YOUR TASK:
Copy out every line exactly, passing over the pictures.

SUPPLIED DATA:
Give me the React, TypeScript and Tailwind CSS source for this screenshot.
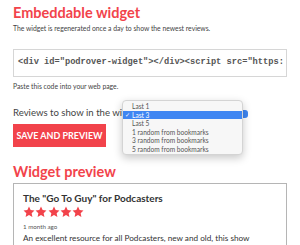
const options = [
  "Last 1",
  "Last 3",
  "Last 5",
  "1 random from bookmarks",
  "3 random from bookmarks",
  "5 random from bookmarks",
];

function Star() {
  return (
    <svg width="12" height="12" viewBox="0 0 24 24" className="shrink-0">
      <path
        d="M12 1.2l3.3 7 7.6.9-5.6 5.2 1.5 7.6L12 18.1l-6.8 3.8 1.5-7.6L1.1 9.1l7.6-.9z"
        fill="#f2434b"
      />
    </svg>
  );
}

export default function App() {
  return (
    <div
      className="w-[300px] h-[245px] overflow-hidden bg-white px-[13px] text-[#3a3a3a]"
      style={{ fontFamily: "Lato, 'Open Sans', sans-serif" }}
    >
      <h1 className="mt-[4px] text-[14.5px] leading-[18px] font-bold text-[#f2434b]">
        Embeddable widget
      </h1>
      <p className="mt-[1px] text-[6.8px] leading-[10px] text-[#444]">
        The widget is regenerated once a day to show the newest reviews.
      </p>

      <div className="mt-[16px] h-[28px] w-[274px] border border-[#d6d6d6] flex items-center pl-[4px] overflow-hidden">
        <span
          className="whitespace-nowrap text-[8.7px] font-bold text-[#555]"
          style={{ fontFamily: "'Liberation Mono', monospace" }}
        >
          {'<div id="podrover-widget"></div><script src="https:'}
        </span>
      </div>

      <p className="mt-[4px] text-[6.8px] leading-[10px] text-[#444]">
        Paste this code into your web page.
      </p>

      <div className="relative mt-[16px] h-[12px] flex items-center">
        <span className="text-[9.6px] leading-[12px] text-[#444] whitespace-nowrap">
          Reviews to show in the widget
        </span>
        <div className="absolute left-[226px] top-[3px] h-[8px] w-[9px] rounded-[3px] bg-[#3f86f2]" />
        <div className="absolute left-[109px] top-[-7px] w-[121px] h-[55px] rounded-[4px] border border-[#d4d4d4] bg-[#f7f7f7] shadow-[0_3px_8px_rgba(0,0,0,0.22)] pt-[1px]">
          {options.map((o) => (
            <div
              key={o}
              className={
                o === "Last 3"
                  ? "h-[8.5px] flex items-center bg-[#3f86f2] text-white text-[6.6px] leading-[8px]"
                  : "h-[8.5px] flex items-center text-[#555] text-[6.6px] leading-[8px]"
              }
            >
              <span className="w-[9px] shrink-0 pl-[1.5px] text-[6px]">
                {o === "Last 3" ? "✓" : ""}
              </span>
              <span className="whitespace-nowrap">{o}</span>
            </div>
          ))}
        </div>
      </div>

      <button className="mt-[5px] h-[23px] w-[93px] bg-[#f2434b] text-white text-[9px] font-bold whitespace-nowrap flex items-center justify-center">
        SAVE AND PREVIEW
      </button>

      <h2 className="mt-[16px] text-[14.5px] leading-[18px] font-bold text-[#f2434b]">
        Widget preview
      </h2>

      <div className="mt-[2px] w-[274px] h-[80px] border border-[#b5b5b5] pl-[9px] pt-[8px]">
        <div className="text-[10px] leading-[12px] font-bold text-[#333]">
          The "Go To Guy" for Podcasters
        </div>
        <div className="mt-[2px] flex gap-[0.3px]">
          <Star />
          <Star />
          <Star />
          <Star />
          <Star />
        </div>
        <div className="mt-[5px] text-[6.2px] leading-[8px] text-[#555]">
          1 month ago
        </div>
        <div className="mt-[2px] text-[8.2px] leading-[11px] text-[#333] whitespace-nowrap">
          An excellent resource for all Podcasters, new and old, this show
        </div>
      </div>
    </div>
  );
}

SOLUTION:
Give me the React, TypeScript and Tailwind CSS source for this screenshot.
const options = [
  "Last 1",
  "Last 3",
  "Last 5",
  "1 random from bookmarks",
  "3 random from bookmarks",
  "5 random from bookmarks",
];

function Star() {
  return (
    <svg width="12" height="12" viewBox="0 0 24 24" className="shrink-0">
      <path
        d="M12 1.2l3.3 7 7.6.9-5.6 5.2 1.5 7.6L12 18.1l-6.8 3.8 1.5-7.6L1.1 9.1l7.6-.9z"
        fill="#f2434b"
      />
    </svg>
  );
}

export default function App() {
  return (
    <div
      className="w-[300px] h-[245px] overflow-hidden bg-white px-[13px] text-[#3a3a3a]"
      style={{ fontFamily: "Lato, 'Open Sans', sans-serif" }}
    >
      <h1 className="mt-[4px] text-[14.5px] leading-[18px] font-bold text-[#f2434b]">
        Embeddable widget
      </h1>
      <p className="mt-[1px] text-[6.8px] leading-[10px] text-[#444]">
        The widget is regenerated once a day to show the newest reviews.
      </p>

      <div className="mt-[16px] h-[28px] w-[274px] border border-[#d6d6d6] flex items-center pl-[4px] overflow-hidden">
        <span
          className="whitespace-nowrap text-[8.7px] font-bold text-[#555]"
          style={{ fontFamily: "'Liberation Mono', monospace" }}
        >
          {'<div id="podrover-widget"></div><script src="https:'}
        </span>
      </div>

      <p className="mt-[4px] text-[6.8px] leading-[10px] text-[#444]">
        Paste this code into your web page.
      </p>

      <div className="relative mt-[16px] h-[12px] flex items-center">
        <span className="text-[9.6px] leading-[12px] text-[#444] whitespace-nowrap">
          Reviews to show in the widget
        </span>
        <div className="absolute left-[226px] top-[3px] h-[8px] w-[9px] rounded-[3px] bg-[#3f86f2]" />
        <div className="absolute left-[109px] top-[-7px] w-[121px] h-[55px] rounded-[4px] border border-[#d4d4d4] bg-[#f7f7f7] shadow-[0_3px_8px_rgba(0,0,0,0.22)] pt-[1px]">
          {options.map((o) => (
            <div
              key={o}
              className={
                o === "Last 3"
                  ? "h-[8.5px] flex items-center bg-[#3f86f2] text-white text-[6.6px] leading-[8px]"
                  : "h-[8.5px] flex items-center text-[#555] text-[6.6px] leading-[8px]"
              }
            >
              <span className="w-[9px] shrink-0 pl-[1.5px] text-[6px]">
                {o === "Last 3" ? "✓" : ""}
              </span>
              <span className="whitespace-nowrap">{o}</span>
            </div>
          ))}
        </div>
      </div>

      <button className="mt-[5px] h-[23px] w-[93px] bg-[#f2434b] text-white text-[9px] font-bold whitespace-nowrap flex items-center justify-center">
        SAVE AND PREVIEW
      </button>

      <h2 className="mt-[16px] text-[14.5px] leading-[18px] font-bold text-[#f2434b]">
        Widget preview
      </h2>

      <div className="mt-[2px] w-[274px] h-[80px] border border-[#b5b5b5] pl-[9px] pt-[8px]">
        <div className="text-[10px] leading-[12px] font-bold text-[#333]">
          The "Go To Guy" for Podcasters
        </div>
        <div className="mt-[2px] flex gap-[0.3px]">
          <Star />
          <Star />
          <Star />
          <Star />
          <Star />
        </div>
        <div className="mt-[5px] text-[6.2px] leading-[8px] text-[#555]">
          1 month ago
        </div>
        <div className="mt-[2px] text-[8.2px] leading-[11px] text-[#333] whitespace-nowrap">
          An excellent resource for all Podcasters, new and old, this show
        </div>
      </div>
    </div>
  );
}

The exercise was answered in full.